Probate loan questions

Who is the borrower on a probate loan?

Usually the estate itself, with the executor or administrator signing in their representative capacity. In some structures the heir who will ultimately own the property signs as borrower, with the loan funded at or near distribution.

Do I need court approval to take out a probate loan?

In most California probates, yes. The executor needs authority from the probate court to encumber estate real estate, either through a specific order on a petition to borrow, or through full authority granted at the initial appointment.

How long does it take to close a probate loan?

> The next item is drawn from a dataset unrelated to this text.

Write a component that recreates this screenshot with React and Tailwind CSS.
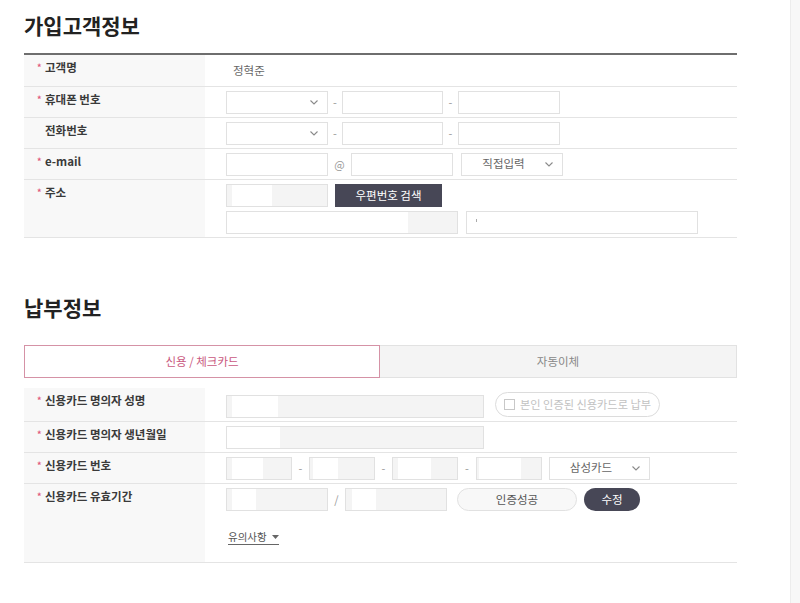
import React from 'react';

function Chevron() {
  return (
    <svg width="8" height="5" viewBox="0 0 8 5" className="shrink-0">
      <path d="M0.5 0.5L4 4L7.5 0.5" fill="none" stroke="#8a8a8a" strokeWidth="1.1" />
    </svg>
  );
}

function Select({ className = '', text = '' }) {
  return (
    <div className={`h-[23px] flex items-center border border-[#e1e1e1] bg-white ${className}`}>
      <span className="flex-1 text-center text-[11.5px] text-[#666]">{text}</span>
      <span className="mr-[9px] flex items-center">
        <Chevron />
      </span>
    </div>
  );
}

function Sep({ children, className = 'w-[14px]' }) {
  return <span className={`text-center text-[11px] text-[#999] ${className}`}>{children}</span>;
}

function Row({ label, required = true, children, className = 'h-[30px] items-center' }) {
  return (
    <div className="flex border-b border-[#e4e4e4]">
      <div className="w-[181px] shrink-0 bg-[#f8f8f8] pl-[13px] pt-[4px] text-[11.5px] leading-[17px] font-bold text-[#3a3a3a]">
        <span className="inline-block w-[8px] text-[9px] text-[#e05a7e] align-top">{required ? '*' : ''}</span>
        {label}
      </div>
      <div className={`flex flex-1 pl-[21px] ${className}`}>{children}</div>
    </div>
  );
}

export default function App() {
  return (
    <div className="flex min-h-screen bg-white font-['Noto_Sans_CJK_KR','Noto_Sans',sans-serif]">
      <div className="w-[790px] shrink-0 pl-[24px]">
        <div className="w-[713px]">
          {/* 가입고객정보 */}
          <div className="h-[53px] pt-[10px]">
            <h2 className="text-[21px] leading-[30px] font-bold text-[#222]">가입고객정보</h2>
          </div>
          <div className="border-t-2 border-[#6e6e6e]">
            <Row label="고객명" className="h-[31px] items-center">
              <span className="pl-[7px] text-[11.5px] text-[#666]">정혁준</span>
            </Row>
            <Row label="휴대폰 번호">
              <Select className="w-[102px]" />
              <Sep>-</Sep>
              <div className="h-[23px] w-[101px] border border-[#e1e1e1]" />
              <Sep className="w-[15px]">-</Sep>
              <div className="h-[23px] w-[102px] border border-[#e1e1e1]" />
            </Row>
            <Row label="전화번호" required={false}>
              <Select className="w-[102px]" />
              <Sep>-</Sep>
              <div className="h-[23px] w-[101px] border border-[#e1e1e1]" />
              <Sep className="w-[15px]">-</Sep>
              <div className="h-[23px] w-[102px] border border-[#e1e1e1]" />
            </Row>
            <Row label="e-mail">
              <div className="h-[23px] w-[102px] border border-[#e1e1e1]" />
              <Sep className="w-[23px]">@</Sep>
              <div className="h-[23px] w-[102px] border border-[#e1e1e1]" />
              <Select className="ml-[8px] w-[102px]" text="직접입력" />
            </Row>
            <Row label="주소" className="flex-col pt-[4px] pb-[3px] gap-[4px]">
              <div className="flex gap-[7px]">
                <div className="h-[23px] w-[102px] border border-[#e1e1e1] bg-[#f4f4f4] flex">
                  <div className="ml-[5px] h-full w-[40px] bg-white" />
                </div>
                <button className="h-[23px] w-[107px] bg-[#474756] text-[11.5px] text-white">우편번호 검색</button>
              </div>
              <div className="flex gap-[8px]">
                <div className="h-[23px] w-[232px] border border-[#e1e1e1] bg-[#f4f4f4] flex">
                  <div className="h-full w-[181px] bg-white" />
                </div>
                <div className="h-[23px] w-[232px] border border-[#e1e1e1] bg-white relative">
                  <div className="absolute left-[9px] top-[7px] h-[3px] w-[1px] bg-[#aaa]" />
                </div>
              </div>
            </Row>
          </div>

          {/* 납부정보 */}
          <div className="mt-[54px] mb-[23px]">
            <h2 className="text-[21px] leading-[30px] font-bold text-[#222]">납부정보</h2>
          </div>
          <div className="flex h-[33px]">
            <div className="flex w-[356px] items-center justify-center border border-[#d592a6] bg-white text-[11.5px] text-[#c9587e]">
              신용 / 체크카드
            </div>
            <div className="flex flex-1 items-center justify-center border border-l-0 border-[#e2e2e2] bg-[#f4f4f4] text-[11.5px] text-[#888]">
              자동이체
            </div>
          </div>

          <div className="mt-[10px]">
            <Row label="신용카드 명의자 성명" className="h-[33px] items-center">
              <div className="mt-[3px] flex h-[23px] w-[258px] border border-[#e1e1e1] bg-[#f4f4f4]">
                <div className="ml-[5px] h-full w-[46px] bg-white" />
              </div>
              <div className="ml-[11px] flex h-[25px] w-[165px] items-center rounded-full border border-[#dcdcdc] bg-white pl-[8px]">
                <span className="h-[11px] w-[11px] border border-[#c8c8c8]" />
                <span className="ml-[5px] text-[11.2px] text-[#c2c2c2]">본인 인증된 신용카드로 납부</span>
              </div>
            </Row>
            <Row label="신용카드 명의자 생년월일">
              <div className="flex h-[23px] w-[258px] border border-[#e1e1e1] bg-[#f4f4f4]">
                <div className="h-full w-[53px] bg-white" />
              </div>
            </Row>
            <Row label="신용카드 번호">
              <div className="flex h-[23px] w-[66px] border border-[#e1e1e1] bg-[#f4f4f4]">
                <div className="ml-[5px] h-full w-[31px] bg-white" />
              </div>
              <Sep className="w-[17px]">-</Sep>
              <div className="flex h-[23px] w-[66px] border border-[#e1e1e1] bg-[#f4f4f4]">
                <div className="ml-[3px] h-full w-[25px] bg-white" />
              </div>
              <Sep className="w-[17px]">-</Sep>
              <div className="flex h-[23px] w-[66px] border border-[#e1e1e1] bg-[#f4f4f4]">
                <div className="ml-[5px] h-full w-[33px] bg-white" />
              </div>
              <Sep className="w-[18px]">-</Sep>
              <div className="flex h-[23px] w-[66px] border border-[#e1e1e1] bg-[#f4f4f4]">
                <div className="ml-[2px] h-full w-[42px] bg-white" />
              </div>
              <Select className="ml-[7px] w-[101px] bg-[#f7f7f7]" text="삼성카드" />
            </Row>
            <Row label="신용카드 유효기간" className="h-[78px] flex-col pt-[4px]">
              <div className="flex items-center">
                <div className="flex h-[23px] w-[102px] border border-[#e1e1e1] bg-[#f4f4f4]">
                  <div className="ml-[5px] h-full w-[24px] bg-white" />
                </div>
                <Sep className="w-[17px]">/</Sep>
                <div className="flex h-[23px] w-[102px] border border-[#e1e1e1] bg-[#f4f4f4]">
                  <div className="ml-[6px] h-full w-[24px] bg-white" />
                </div>
                <div className="ml-[10px] flex h-[23px] w-[120px] items-center justify-center rounded-full border border-[#e1e1e1] bg-[#f8f8f8] text-[11.5px] text-[#555]">
                  인증성공
                </div>
                <div className="ml-[7px] flex h-[23px] w-[56px] items-center justify-center rounded-full bg-[#474756] text-[11.5px] text-white">
                  수정
                </div>
              </div>
              <div className="mt-[11px] ml-[2px]">
                <span className="inline-flex items-center gap-[5px] border-b border-[#666] text-[10.5px] leading-[15px] text-[#555]">
                  유의사항
                  <svg width="7" height="4" viewBox="0 0 7 4">
                    <path d="M0 0H7L3.5 4Z" fill="#666" />
                  </svg>
                </span>
              </div>
            </Row>
          </div>
        </div>
      </div>
      <div className="w-[10px] flex-1 border-l border-[#ececec] bg-[#f7f7f7]" />
    </div>
  );
}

A clean probate loan typically closes in ten to twenty business days from a complete file, depending on how long it takes to gather the executor’s authority documents and any court orders the lender’s title company will want to review.

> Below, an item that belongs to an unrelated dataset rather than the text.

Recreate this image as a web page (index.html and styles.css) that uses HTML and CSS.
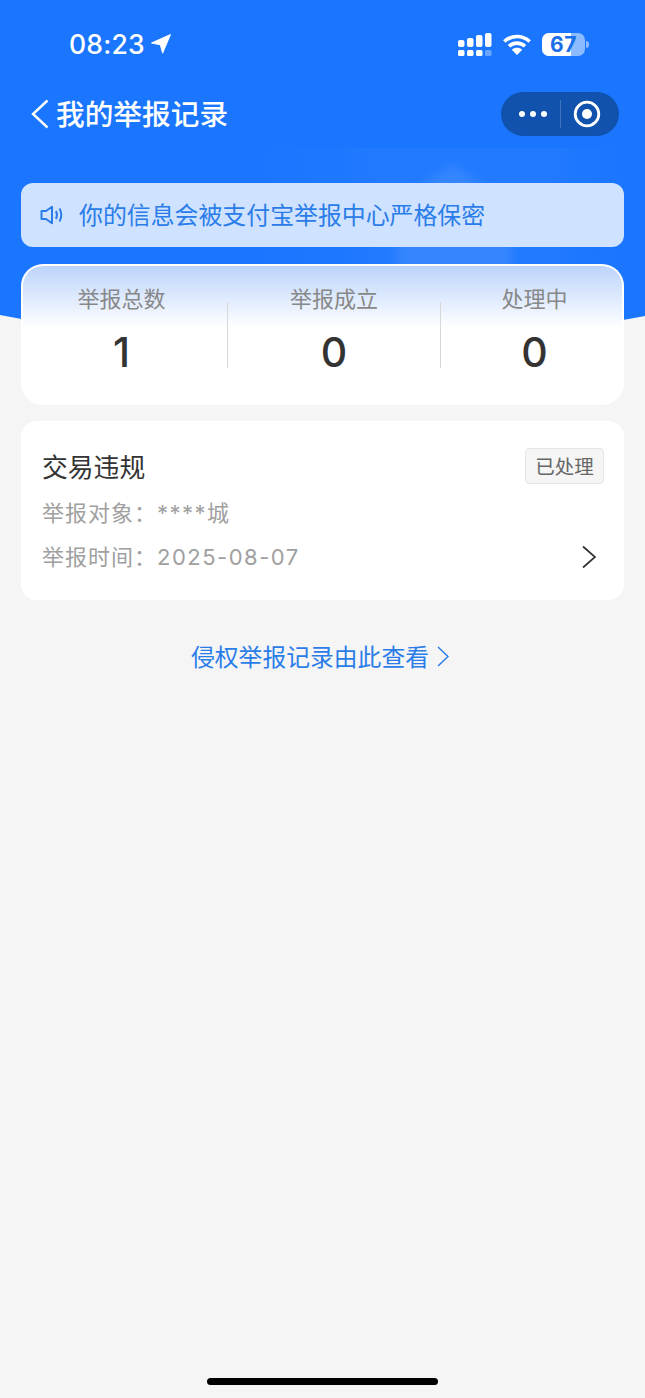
FILE: index.html
```html
<!DOCTYPE html>
<html lang="zh-CN">
<head>
<meta charset="utf-8">
<title>我的举报记录</title>
<link rel="stylesheet" href="styles.css">
</head>
<body>
<div class="page">
  <svg class="hero" width="645" height="345" viewBox="0 0 645 345" aria-hidden="true">
    <defs>
      <linearGradient id="band" x1="0" y1="0" x2="1" y2="0">
        <stop offset="0" stop-color="#2a7fff" stop-opacity="0"/>
        <stop offset=".35" stop-color="#2a7fff" stop-opacity=".45"/>
        <stop offset=".8" stop-color="#2a7fff" stop-opacity=".45"/>
        <stop offset="1" stop-color="#2a7fff" stop-opacity="0"/>
      </linearGradient>
      <filter id="soft" x="-20%" y="-20%" width="140%" height="140%"><feGaussianBlur stdDeviation="5"/></filter>
    </defs>
    <path class="hero-blue" d="M0 0H645V316Q322 378 0 315Z"/>
    <path fill="url(#band)" d="M262 148H620V320H262Z"/>
    <path fill="#3585ff" filter="url(#soft)" d="M396 270V205L452 164L512 205V270Z"/>
  </svg>

  <div class="status">
    <div class="status-left">
      <span class="time">08:23</span>
      <svg class="arrow" width="22" height="22" viewBox="0 0 22 22"><path fill="#fff" stroke="#fff" stroke-width="1" stroke-linejoin="round" d="M20.500 1.500 12.600 20.200 10.400 11.800 1.500 10Z"/></svg>
    </div>
    <div class="status-right">
      <svg width="34" height="23" viewBox="0 0 34 23" fill="#fff">
        <rect x="0" y="7" width="6.500" height="7" rx="2"/><rect x="9" y="5" width="6.500" height="9" rx="2"/><rect x="18" y="2" width="6.500" height="12" rx="2"/><rect x="27" y="0" width="6.500" height="14" rx="2"/>
        <rect x="0" y="17" width="6.500" height="6" rx="1.500"/><rect x="9" y="17" width="6.500" height="6" rx="1.500"/><rect x="18" y="17" width="6.500" height="6" rx="1.500"/><rect x="27" y="17" width="6.500" height="6" rx="1.500" opacity=".35"/>
      </svg>
      <svg width="28" height="21" viewBox="0 0 28 21" fill="none" stroke="#fff" stroke-width="3.600">
        <path d="M1.300 7.500C8.500 .8 19.500 .8 26.700 7.500"/><path d="M6 12.300C10.500 8 17.500 8 22 12.300"/><path fill="#fff" stroke="none" d="M14 21 8.800 15.800C12 13.200 16 13.200 19.200 15.800Z"/>
      </svg>
      <div class="battery">
        <div class="battery-body"><span class="battery-fill"></span><span class="battery-num">67</span></div>
        <span class="battery-tip"></span>
      </div>
    </div>
  </div>

  <div class="nav">
    <div class="nav-title">
      <svg width="18" height="30" viewBox="0 0 18 30" fill="none"><path d="M16.500 1.500 2 15 16.500 28.500" stroke="#fff" stroke-width="2.400"/></svg>
      <span class="nav-text">我的举报记录</span>
    </div>
    <div class="capsule">
      <span class="dots"><i></i><i></i><i></i></span>
      <span class="capsule-sep"></span>
      <svg width="28" height="28" viewBox="0 0 28 28"><circle cx="14" cy="14" r="11.800" fill="none" stroke="#fff" stroke-width="2.800"/><circle cx="14" cy="14" r="5" fill="#fff"/></svg>
    </div>
  </div>

  <main class="content">
    <div class="notice">
      <svg width="24" height="20" viewBox="0 0 24 20" fill="none" stroke="#2a7de9" stroke-width="2"><path stroke-linejoin="round" d="M1.500 6H6L12 1.800V18.200L6 14H1.500Z"/><path d="M16 6C17.200 8.500 17.200 11.500 16 14"/><path d="M19.500 3.500C21.700 7.500 21.700 12.500 19.500 16.500"/></svg>
      <span class="notice-text">你的信息会被支付宝举报中心严格保密</span>
    </div>

    <section class="stats">
      <div class="stat stat-first"><div class="stat-label">举报总数</div><div class="stat-value">1</div></div>
      <span class="stat-sep"></span>
      <div class="stat stat-mid"><div class="stat-label">举报成立</div><div class="stat-value">0</div></div>
      <span class="stat-sep"></span>
      <div class="stat stat-last"><div class="stat-label">处理中</div><div class="stat-value">0</div></div>
    </section>

    <section class="record">
      <div class="record-head">
        <h2 class="record-title">交易违规</h2>
        <span class="tag">已处理</span>
      </div>
      <div class="record-line">举报对象：<span class="record-val">****城</span></div>
      <div class="record-foot">
        <div class="record-line">举报时间：<span class="record-val">2025-08-07</span></div>
        <svg class="record-chevron" width="16" height="24" viewBox="0 0 16 24" fill="none"><path d="M2 1.500 14 12 2 22.500" stroke="#333" stroke-width="1.700"/></svg>
      </div>
    </section>

    <a class="more">
      <span>侵权举报记录由此查看</span>
      <svg width="12" height="21" viewBox="0 0 12 21" fill="none"><path d="M1 1 11 10.500 1 20" stroke="#2a7de9" stroke-width="1.500"/></svg>
    </a>
  </main>

  <div class="home-bar"></div>
</div>
</body>
</html>
```
FILE: styles.css
```css
* { box-sizing: border-box; }
html, body { margin: 0; padding: 0; }
body { background: #f5f5f5; font-family: "Noto Sans CJK SC", "Noto Sans", sans-serif; }
.page { position: relative; width: 645px; height: 1398px; overflow: hidden; background: #f5f5f5; }
.hero { position: absolute; left: 0; top: 0; }
.hero-blue { fill: #1a76ff; }

.status { position: relative; height: 88px; display: flex; justify-content: space-between; align-items: center; padding: 0 56px 0 69px; }
.status-left { display: flex; align-items: center; gap: 5px; }
.time { font: 500 26.500px/1 Inter, sans-serif; color: #fff; letter-spacing: .2px; }
.status-right { display: flex; align-items: center; gap: 11px; }
.battery { display: flex; align-items: center; gap: 1px; }
.battery-body { position: relative; width: 43px; height: 23px; border-radius: 7px; background: rgba(255,255,255,.5); overflow: hidden; text-align: center; }
.battery-fill { position: absolute; left: 0; top: 0; bottom: 0; width: 29px; background: #fff; }
.battery-num { position: relative; display: block; font: 700 21px/23px Inter, sans-serif; color: #1a6fe8; letter-spacing: .5px; }
.battery-tip { width: 3px; height: 7px; border-radius: 0 3px 3px 0; background: rgba(255,255,255,.5); }

.nav { position: relative; height: 52px; display: flex; justify-content: space-between; align-items: center; padding: 0 26px 0 31px; }
.nav-title { display: flex; align-items: center; gap: 7px; color: #fff; font-size: 28.700px; font-weight: 500; line-height: 1; }
.nav-text { padding-bottom: 2px; }
.capsule { width: 118px; height: 44px; border-radius: 22px; background: #1052ad; display: flex; align-items: center; padding: 0 18px; }
.dots { display: flex; gap: 5px; width: 41px; }
.dots i { width: 6px; height: 6px; border-radius: 50%; background: #fff; }
.capsule-sep { width: 1px; height: 28px; background: rgba(255,255,255,.2); margin-right: 12px; }

.content { position: relative; padding: 43px 21px 0; }
.notice { height: 64px; border-radius: 12px; background: #cfe2ff; display: flex; align-items: center; gap: 15px; padding: 0 19px; color: #2a7de9; font-size: 23.900px; line-height: 1; }
.notice-text { padding-bottom: 2px; }
.stats { margin-top: 17px; height: 141px; border-radius: 22px; border: 2px solid #fff; border-bottom: 0; background: linear-gradient(180deg, #bcd4fb 0, #fff 62px); display: flex; padding-top: 18px; }
.stat { text-align: center; }
.stat-first { width: 204px; padding-right: 7px; }
.stat-mid { width: 212px; }
.stat-last { flex: 1; padding-left: 6px; }
.stat-sep { width: 1px; height: 66px; margin-top: 18px; background: #d8d8d8; }
.stat-label { font-size: 22px; line-height: 26px; color: #888; }
.stat-value { margin-top: 20px; font: 500 41px/44px Inter, "Liberation Sans", sans-serif; color: #333; }

.record { margin-top: 16px; height: 179px; border-radius: 16px; background: #fff; padding: 27px 20px 0 21px; }
.record-head { display: flex; justify-content: space-between; align-items: flex-start; height: 41px; }
.record-title { margin: 0; font-size: 25.800px; line-height: 36px; font-weight: 400; color: #333; }
.tag { height: 36px; width: 79px; text-align: center; border: 1px solid #e6e6e6; border-radius: 4px; background: #f5f5f5; color: #666; font-size: 19.500px; line-height: 33px; }
.record-line { height: 44px; font-size: 22px; line-height: 44px; letter-spacing: 1px; color: #a0a0a0; }
.record-val { font-family: Inter, "Noto Sans CJK SC", sans-serif; letter-spacing: 1.500px; line-height: 1; }
.record-foot { display: flex; justify-content: space-between; align-items: center; padding-right: 7px; }
.record-chevron { margin-top: 4px; }

.more { margin-top: 38px; padding-right: 5px; display: flex; justify-content: center; align-items: center; gap: 8px; color: #2a7de9; font-size: 23.800px; line-height: 36px; }
.home-bar { position: absolute; left: 207px; bottom: 13px; width: 231px; height: 7.500px; border-radius: 4px; background: #000; }
```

What is the typical loan-to-value on a probate loan?

Most California probate lenders cap loan-to-value at 60% to 70% of the appraised value. That conservative cap reflects both the asset-based underwriting model and the need to keep a cushion for the estate’s eventual sale or distribution.

Can a probate loan be paid off early?

Yes. Most California probate loans allow prepayment at any time without penalty, though some carry a minimum-interest provision that guarantees the lender a few months of yield. The prepayment terms are spelled out in the note.

IMPORTANT NOTE

This article is for general informational purposes only and should not be considered legal, tax, or financial advice. Probate procedures, estate-tax rules, and lending standards vary by state and by situation. Before obtaining a probate loan or making decisions about an estate, you should consult a qualified attorney, tax professional, and licensed mortgage or lending professional to review your specific circumstances and objectives.